For the most part, crawlers work by following links, and so if I create a web page but no one ever links to it, it probably won’t ever be found by Google. Google might also be forbidden from downloading some pages by a robots.txt file. For these reasons, the numbers might be underestimates of the true number of web pages, but it doesn’t affect the conclusions.
“Large” TLDs
We’ve already seen that .com is a very popular TLD. Other well-populated TLDs include .uk, with 477 million results in Google, and .de, with 176 million.
I started looking at the size of various TLDs because I thought there couldn’t possibly be much use for the niche TLDs, .museum and .aero. I may have been wrong, as there are certainly more pages on both than I had originally thought. [site:.aero] and [site:.museum] both show about 500,000 pages, and a cursory glance says that they are actually are about airplanes and museums. That may not seem like a lot of pages, but it’s way more than we’ll see on the really unpopular TLDs, and it puts them on par with .va, the TLD for Vatican City.
Small TLDs
Among countries you’ve probably heard of, the one with the fewest web pages is Iraq. A search for [site:.iq] reveals only 702 web pages, which makes the Iraqi web presence a bit more than twice the size of my website. I understand they’ve been very busy in Iraq lately, so creating a large web presence and an easy domain registration process may be low on their list of priorities. Afghanistan, by contrast, has 116,000 pages, including those for several banks and software companies.
Compared to some lesser-known places, though, Iraq dominates the Tubes.
For the other Internet dorks out there, we have .arpa, with 135 results. .arpa is a holdover from the Primordial Internet, and I’m not sure how someone managed to get a Unicycle Blog on there, but they did. Technically, .example and .invalid are TLDs that can never have any web pages, but I’ll leave them out of consideration.
The big winner is .mh, the TLD for the Marshall Islands. It has exactly one website with a single page, http://www.nic.net.mh/, which has not been updated since 1997.
gee.um
Although it does not win first prize, second-place .um did a better job of capturing my imagination. With two web sites serving a total of seven pages, .um is the TLD for the United States Minor Outlying Islands. With a permanent population of zero, that gives .um the highest number of web pages per capita of any country-code TLD (or undefined, for you math pedants).

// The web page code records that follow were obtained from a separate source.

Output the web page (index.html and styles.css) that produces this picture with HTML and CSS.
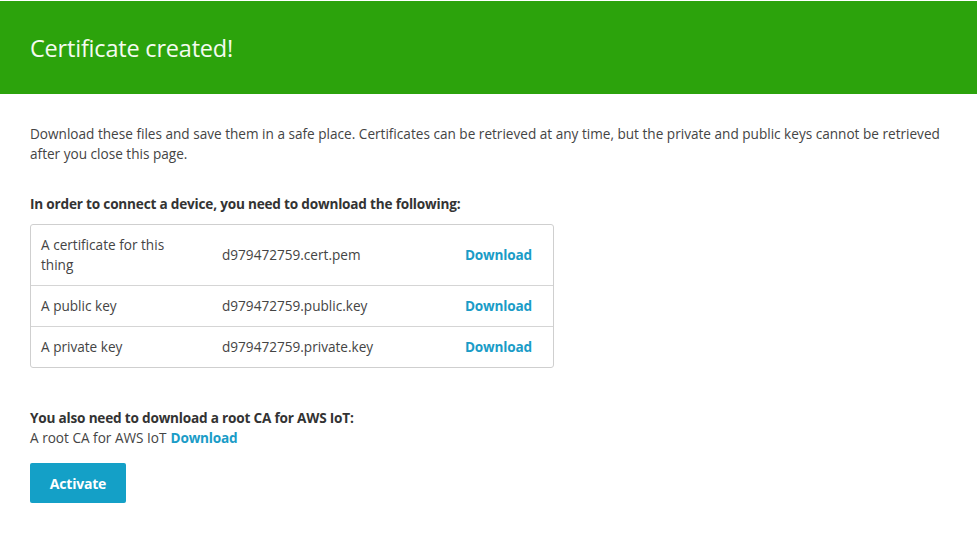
FILE: index.html
```html
<!DOCTYPE html>
<html>
<head>
<meta charset="utf-8">
<link rel="stylesheet" href="styles.css">
</head>
<body>
<header class="banner"><h1 class="title">Certificate created!</h1></header>
<main class="content">
  <p class="intro">Download these files and save them in a safe place. Certificates can be retrieved at any time, but the private and public keys cannot be retrieved after you close this page.</p>
  <p class="heading">In order to connect a device, you need to download the following:</p>
  <table class="files">
    <tr class="tall"><td class="c1">A certificate for this thing</td><td class="c2">d979472759.cert.pem</td><td class="c3"><a class="link">Download</a></td></tr>
    <tr><td class="c1">A public key</td><td class="c2">d979472759.public.key</td><td class="c3"><a class="link">Download</a></td></tr>
    <tr><td class="c1">A private key</td><td class="c2">d979472759.private.key</td><td class="c3"><a class="link">Download</a></td></tr>
  </table>
  <p class="heading root">You also need to download a root CA for AWS IoT:</p>
  <p class="rootline">A root CA for AWS IoT<a class="link gap">Download</a></p>
  <button class="btn">Activate</button>
</main>
</body>
</html>
```
FILE: styles.css
```css
html, body { margin: 0; padding: 0; background: #fff; }
body { font-family: "Open Sans", "Noto Sans", sans-serif; font-size: 13.6px; color: #444; line-height: 20px; }
.banner { background: #2ca30c; height: 93px; margin-top: 1px; display: flex; align-items: center; padding-left: 30px; }
.title { margin: 0; font-size: 23.5px; font-weight: 500; color: #f4fbf0; letter-spacing: -0.2px; }
.content { padding: 30px 30px 0 30px; }
.intro { margin: 0; }
.heading { margin: 30px 0 0; font-weight: 700; color: #333; letter-spacing: -0.2px; }
.files { margin-top: 10px; width: 524px; box-sizing: border-box; table-layout: fixed; border: 1px solid #cfcfcf; border-radius: 3px; border-collapse: separate; border-spacing: 0; }
.files td { box-sizing: border-box; padding: 10px 0; border-top: 1px solid #d5d5d5; vertical-align: middle; }
.files tr:first-child td { border-top: none; }
.files .tall td { height: 60px; }
.files td.c1 { padding-left: 10px; padding-right: 45px; width: 191px; }
.files td.c2 { width: 243px; }
.link { color: #1a9cc7; font-weight: 700; cursor: pointer; letter-spacing: -0.2px; }
.gap { margin-left: 4px; }
.root { margin-top: 40px; }
.rootline { margin: 0; }
.btn { margin-top: 15px; background: #14a0c7; color: #fff; border: none; border-radius: 2px; height: 40px; width: 96px; font-family: inherit; font-size: 14px; font-weight: 700; letter-spacing: -0.2px; }
```
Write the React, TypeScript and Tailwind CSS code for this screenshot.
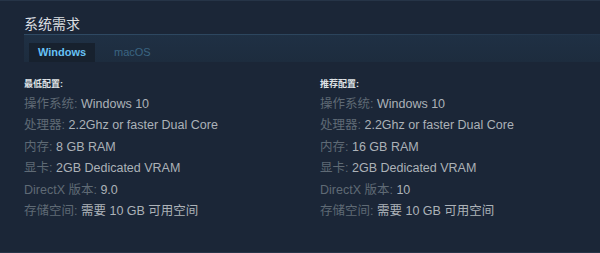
type Spec = {
  label: string;
  value: string;
};

const minimum: Spec[] = [
  { label: "操作系统", value: "Windows 10" },
  { label: "处理器", value: "2.2Ghz or faster Dual Core" },
  { label: "内存", value: "8 GB RAM" },
  { label: "显卡", value: "2GB Dedicated VRAM" },
  { label: "DirectX 版本", value: "9.0" },
  { label: "存储空间", value: "需要 10 GB 可用空间" },
];

const recommended: Spec[] = [
  { label: "操作系统", value: "Windows 10" },
  { label: "处理器", value: "2.2Ghz or faster Dual Core" },
  { label: "内存", value: "16 GB RAM" },
  { label: "显卡", value: "2GB Dedicated VRAM" },
  { label: "DirectX 版本", value: "10" },
  { label: "存储空间", value: "需要 10 GB 可用空间" },
];

function SpecColumn({ title, items }: { title: string; items: Spec[] }) {
  return (
    <div>
      <p className="mb-[4px] text-[9px] font-bold leading-[12px] text-[#dfe3e6]">
        {title}:
      </p>
      <ul>
        {items.map((item) => (
          <li
            key={item.label}
            className="whitespace-nowrap text-[12.5px] leading-[21.4px]"
          >
            <span className="text-[#5f6a75]">{item.label}:</span>{" "}
            <span className="text-[#acb2b8]">{item.value}</span>
          </li>
        ))}
      </ul>
    </div>
  );
}

export default function App() {
  return (
    <div
      className="h-[253px] w-[600px] overflow-hidden border-y border-[#263447] bg-[#1b2637] pl-[24px] pt-[14px]"
      style={{ fontFamily: '"Liberation Sans", Arial, "Noto Sans CJK SC", sans-serif' }}
    >
      <h2 className="text-[14px] leading-[18px] text-[#dcdfe2]">系统需求</h2>

      <div className="mt-[1px] h-px bg-gradient-to-r from-[#2f4a64] via-[#2c455d] to-[#22344a]" />

      <div className="flex h-[27px] items-end gap-[10px] bg-gradient-to-b from-[#1f3044] to-[#1d2c3e] pl-[5px]">
        <div className="flex h-[19px] w-[66px] items-center justify-center bg-[#17212e] text-[11px] font-semibold text-[#67c1f5]">
          Windows
        </div>
        <div className="flex h-[19px] items-center px-[9px] text-[11px] text-[#3b6582]">
          macOS
        </div>
      </div>

      <div className="mt-[16px] grid grid-cols-[296px_1fr]">
        <SpecColumn title="最低配置" items={minimum} />
        <SpecColumn title="推荐配置" items={recommended} />
      </div>
    </div>
  );
}
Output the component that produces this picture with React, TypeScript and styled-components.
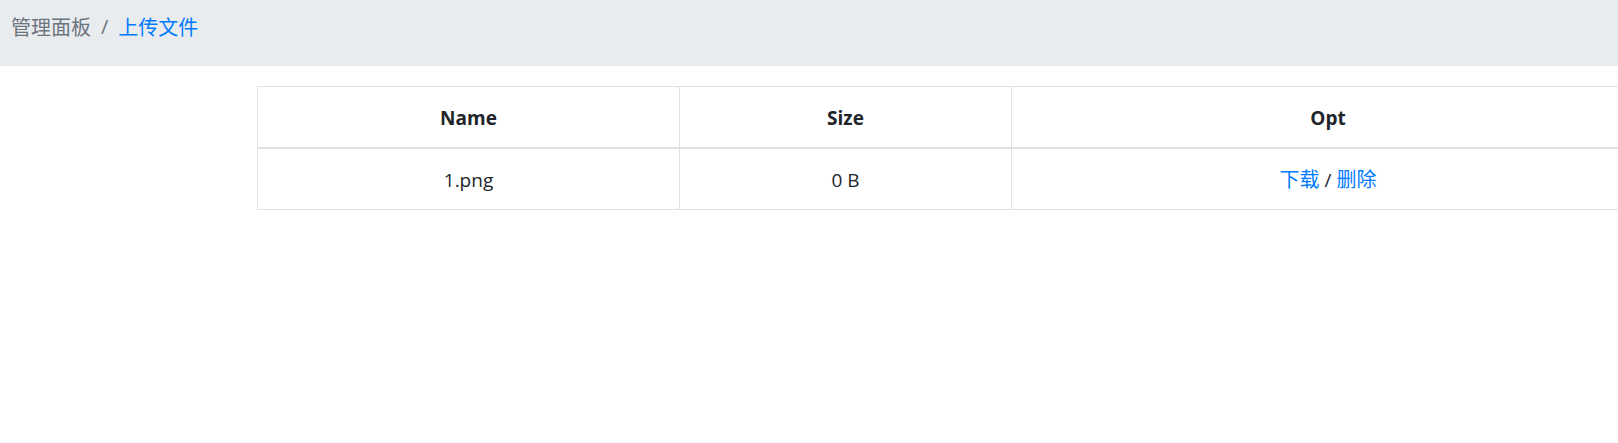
import React from "react";
import styled, { createGlobalStyle } from "styled-components";

const GlobalStyle = createGlobalStyle`
  html, body {
    margin: 0;
    padding: 0;
    background: #ffffff;
    overflow: hidden;
  }
  body {
    font-family: "Segoe UI", "Open Sans", "Noto Sans CJK SC", sans-serif;
    font-size: 20px;
    line-height: 30px;
    color: #212529;
  }
`;

const Page = styled.div`
  width: 1618px;
  overflow: hidden;
`;

const Breadcrumb = styled.ol`
  display: flex;
  align-items: center;
  list-style: none;
  margin: 0 0 20px 0;
  padding: 12px 11px 24px;
  height: 30px;
  background: #e9ecef;
  font-family: "Noto Sans CJK SC", "Open Sans", sans-serif;
  font-size: 20px;
  line-height: 30px;
`;

const Crumb = styled.li<{ $active?: boolean }>`
  color: ${(p) => (p.$active ? "#007bff" : "#6c757d")};
`;

const Separator = styled.li`
  color: #6c757d;
  padding: 0 10px;
  font-family: "Open Sans", sans-serif;
`;

const TableWrap = styled.div`
  padding-left: 257px;
`;

const Table = styled.table`
  width: 1388px;
  table-layout: fixed;
  border-collapse: collapse;
  color: #212529;
`;

const HeadCell = styled.th`
  border: 1px solid #dee2e6;
  border-bottom: 2px solid #dee2e6;
  padding: 16px 15px 14px;
  height: 30px;
  text-align: center;
  font-weight: 700;
  font-family: "Open Sans", sans-serif;
  font-size: 19px;
  line-height: 30px;
`;

const Cell = styled.td`
  border: 1px solid #dee2e6;
  padding: 15px 15px 14px;
  height: 30px;
  text-align: center;
  font-family: "Open Sans", "Noto Sans CJK SC", sans-serif;
  font-size: 19px;
  line-height: 30px;
`;

const Link = styled.a`
  color: #007bff;
  text-decoration: none;
  font-family: "Noto Sans CJK SC", sans-serif;
  font-size: 20px;
`;

export default function App() {
  return (
    <Page>
      <GlobalStyle />
      <Breadcrumb>
        <Crumb>管理面板</Crumb>
        <Separator>/</Separator>
        <Crumb $active>上传文件</Crumb>
      </Breadcrumb>
      <TableWrap>
        <Table>
          <colgroup>
            <col style={{ width: 422 }} />
            <col style={{ width: 332 }} />
            <col />
          </colgroup>
          <thead>
            <tr>
              <HeadCell>Name</HeadCell>
              <HeadCell>Size</HeadCell>
              <HeadCell>Opt</HeadCell>
            </tr>
          </thead>
          <tbody>
            <tr>
              <Cell>1.png</Cell>
              <Cell>0 B</Cell>
              <Cell>
                <Link href="#">下载</Link> / <Link href="#">删除</Link>
              </Cell>
            </tr>
          </tbody>
        </Table>
      </TableWrap>
    </Page>
  );
}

I had never heard of the US Minor Outlying Islands before, but I learned from their registry’s homepage that the islands were brought under US hegemony by the Guano Islands Act of 1856. I guessed that some politician must have had the unfortunate name of Guano, but it was not so. In fact, the US took control of these islands so that we could harvest bird poop. Most importantly, the US has permission to use military intervention to defend said bird poop from invaders. According to the Guano Act, a US citizen can claim for the United States any uninhabited island or rock containing guano deposits, subject to the president’s discretion. This is how an unpopulated quasi-nation is born and gets its Internet on.
Update: Alas! The same day I started writing this post, they decided to cancel the .um TLD!
February 13th, 2007 at 1:26 pm
hi im in high school and my name is andrew i stumbled on your site by accident when i was searching for my name on google
February 13th, 2007 at 1:31 pm
I just saw the books you read and i wanted to say that i read all the harry potter books all the philip pullman books, the lord of the rings and i saw the name of the rose last week and i just love each one of them. You should even read Eragon and the eldest
March 28th, 2007 at 7:50 pm
I am in technology and this article is definitely an interesting one for me.
July 1st, 2007 at 10:19 pm
Oh wow, so does this mean countries such as Afghanistan or Pakistan have more web pages than Iraq which is supposed to be/ used to be a more developed country? Or is it more of countries such as Afghanistan do not have any websites?
December 18th, 2007 at 8:50 am
Hi Andrew,
I checked your post while writing an article - cute information, esp. about the bird poo.
And I guess meanwhile .mh has to share the first place with .kp
Cheers, Arne